Given exercise:
State only how many lines contain the string "React".

*** Data

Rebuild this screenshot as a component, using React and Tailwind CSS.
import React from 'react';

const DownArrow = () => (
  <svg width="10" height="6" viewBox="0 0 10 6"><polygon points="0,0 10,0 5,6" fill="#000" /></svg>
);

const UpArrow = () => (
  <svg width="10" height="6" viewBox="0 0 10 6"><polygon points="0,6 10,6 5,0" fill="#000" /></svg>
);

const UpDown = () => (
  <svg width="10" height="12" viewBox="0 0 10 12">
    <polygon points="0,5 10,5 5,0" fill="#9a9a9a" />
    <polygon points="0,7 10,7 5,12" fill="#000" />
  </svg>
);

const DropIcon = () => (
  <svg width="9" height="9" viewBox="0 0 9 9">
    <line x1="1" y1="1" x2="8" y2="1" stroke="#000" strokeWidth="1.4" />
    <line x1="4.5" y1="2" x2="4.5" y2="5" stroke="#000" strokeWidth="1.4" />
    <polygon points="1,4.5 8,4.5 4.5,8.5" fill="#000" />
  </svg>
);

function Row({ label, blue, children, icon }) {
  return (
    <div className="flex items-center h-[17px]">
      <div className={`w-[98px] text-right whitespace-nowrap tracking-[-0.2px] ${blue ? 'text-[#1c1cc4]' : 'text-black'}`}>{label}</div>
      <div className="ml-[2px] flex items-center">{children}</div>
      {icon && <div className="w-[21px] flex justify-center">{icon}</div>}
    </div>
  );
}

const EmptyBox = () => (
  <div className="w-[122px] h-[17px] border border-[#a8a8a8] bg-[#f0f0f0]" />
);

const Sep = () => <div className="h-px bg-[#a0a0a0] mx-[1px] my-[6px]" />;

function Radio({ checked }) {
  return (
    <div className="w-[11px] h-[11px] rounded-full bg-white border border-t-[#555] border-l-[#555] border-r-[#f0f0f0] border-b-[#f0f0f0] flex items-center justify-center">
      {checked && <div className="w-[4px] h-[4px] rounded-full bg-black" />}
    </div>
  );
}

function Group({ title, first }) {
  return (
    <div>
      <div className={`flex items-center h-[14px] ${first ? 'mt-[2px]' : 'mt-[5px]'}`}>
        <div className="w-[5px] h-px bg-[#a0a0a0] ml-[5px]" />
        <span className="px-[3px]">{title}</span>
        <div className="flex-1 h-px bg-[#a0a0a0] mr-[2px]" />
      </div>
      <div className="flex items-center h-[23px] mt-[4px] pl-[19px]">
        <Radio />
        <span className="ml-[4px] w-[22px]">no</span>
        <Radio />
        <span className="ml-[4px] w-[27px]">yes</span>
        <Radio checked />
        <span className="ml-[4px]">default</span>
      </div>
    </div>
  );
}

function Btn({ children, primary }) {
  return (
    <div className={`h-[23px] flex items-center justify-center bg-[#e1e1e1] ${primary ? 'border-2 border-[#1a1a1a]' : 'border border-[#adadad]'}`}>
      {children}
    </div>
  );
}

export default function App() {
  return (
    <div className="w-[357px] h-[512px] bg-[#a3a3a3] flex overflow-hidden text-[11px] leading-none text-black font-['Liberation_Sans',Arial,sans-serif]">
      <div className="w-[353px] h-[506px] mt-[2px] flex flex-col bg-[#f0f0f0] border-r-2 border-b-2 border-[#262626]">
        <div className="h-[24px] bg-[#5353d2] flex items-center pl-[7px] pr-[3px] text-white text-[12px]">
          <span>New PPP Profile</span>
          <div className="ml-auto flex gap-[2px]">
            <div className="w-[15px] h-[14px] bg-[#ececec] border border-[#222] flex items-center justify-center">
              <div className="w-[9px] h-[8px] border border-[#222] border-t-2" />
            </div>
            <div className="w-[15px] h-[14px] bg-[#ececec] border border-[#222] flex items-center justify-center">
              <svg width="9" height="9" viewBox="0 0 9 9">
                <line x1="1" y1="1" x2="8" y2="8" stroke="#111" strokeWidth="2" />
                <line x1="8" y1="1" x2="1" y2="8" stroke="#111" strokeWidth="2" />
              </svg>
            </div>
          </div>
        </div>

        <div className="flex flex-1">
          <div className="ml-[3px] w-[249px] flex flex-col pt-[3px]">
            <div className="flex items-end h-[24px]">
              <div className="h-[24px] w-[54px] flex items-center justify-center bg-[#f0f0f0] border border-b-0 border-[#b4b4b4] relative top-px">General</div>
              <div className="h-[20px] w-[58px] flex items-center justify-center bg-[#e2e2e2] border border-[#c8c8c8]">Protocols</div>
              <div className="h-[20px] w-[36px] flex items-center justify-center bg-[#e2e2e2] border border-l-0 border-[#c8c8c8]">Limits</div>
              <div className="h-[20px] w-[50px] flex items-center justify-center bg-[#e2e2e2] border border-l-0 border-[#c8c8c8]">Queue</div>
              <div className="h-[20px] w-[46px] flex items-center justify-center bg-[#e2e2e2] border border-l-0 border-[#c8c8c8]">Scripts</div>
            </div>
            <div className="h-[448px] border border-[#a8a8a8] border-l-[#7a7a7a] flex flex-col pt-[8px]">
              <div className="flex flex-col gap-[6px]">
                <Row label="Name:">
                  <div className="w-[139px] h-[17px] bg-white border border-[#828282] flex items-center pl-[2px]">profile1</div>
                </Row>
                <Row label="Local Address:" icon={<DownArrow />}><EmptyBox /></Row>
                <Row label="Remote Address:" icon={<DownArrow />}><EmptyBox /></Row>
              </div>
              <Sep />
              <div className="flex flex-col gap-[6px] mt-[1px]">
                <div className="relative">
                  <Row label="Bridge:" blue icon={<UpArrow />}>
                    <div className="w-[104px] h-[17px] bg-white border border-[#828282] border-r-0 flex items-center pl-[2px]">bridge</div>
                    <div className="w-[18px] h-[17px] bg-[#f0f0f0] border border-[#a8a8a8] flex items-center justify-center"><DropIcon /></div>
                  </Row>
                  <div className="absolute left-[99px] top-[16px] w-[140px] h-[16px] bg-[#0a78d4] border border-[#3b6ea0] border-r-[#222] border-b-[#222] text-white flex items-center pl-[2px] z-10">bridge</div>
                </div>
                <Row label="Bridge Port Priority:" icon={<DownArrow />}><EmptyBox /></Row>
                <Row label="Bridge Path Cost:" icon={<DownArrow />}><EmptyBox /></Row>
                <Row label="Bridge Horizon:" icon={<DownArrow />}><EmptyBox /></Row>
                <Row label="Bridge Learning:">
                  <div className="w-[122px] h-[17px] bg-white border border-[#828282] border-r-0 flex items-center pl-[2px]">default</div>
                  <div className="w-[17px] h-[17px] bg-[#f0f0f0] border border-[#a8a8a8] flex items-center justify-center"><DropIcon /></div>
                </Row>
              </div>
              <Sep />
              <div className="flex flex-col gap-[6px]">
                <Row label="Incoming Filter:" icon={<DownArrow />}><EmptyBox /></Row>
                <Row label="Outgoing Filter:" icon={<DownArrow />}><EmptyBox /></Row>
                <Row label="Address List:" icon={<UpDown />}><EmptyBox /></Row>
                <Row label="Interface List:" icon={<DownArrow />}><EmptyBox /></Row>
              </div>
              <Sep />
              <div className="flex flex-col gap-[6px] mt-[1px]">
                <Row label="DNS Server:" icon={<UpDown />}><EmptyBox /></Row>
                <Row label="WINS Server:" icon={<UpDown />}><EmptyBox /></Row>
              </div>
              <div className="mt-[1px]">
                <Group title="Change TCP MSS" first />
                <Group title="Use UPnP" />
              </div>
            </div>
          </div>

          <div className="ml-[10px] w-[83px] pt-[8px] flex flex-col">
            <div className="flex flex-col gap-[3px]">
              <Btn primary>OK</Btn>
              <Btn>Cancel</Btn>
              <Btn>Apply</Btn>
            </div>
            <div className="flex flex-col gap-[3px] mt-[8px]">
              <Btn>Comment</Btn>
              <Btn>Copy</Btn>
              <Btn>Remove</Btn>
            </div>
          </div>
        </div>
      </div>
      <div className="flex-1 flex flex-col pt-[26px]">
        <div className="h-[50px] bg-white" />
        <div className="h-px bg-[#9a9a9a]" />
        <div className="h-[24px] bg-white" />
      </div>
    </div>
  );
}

******

Reply:
2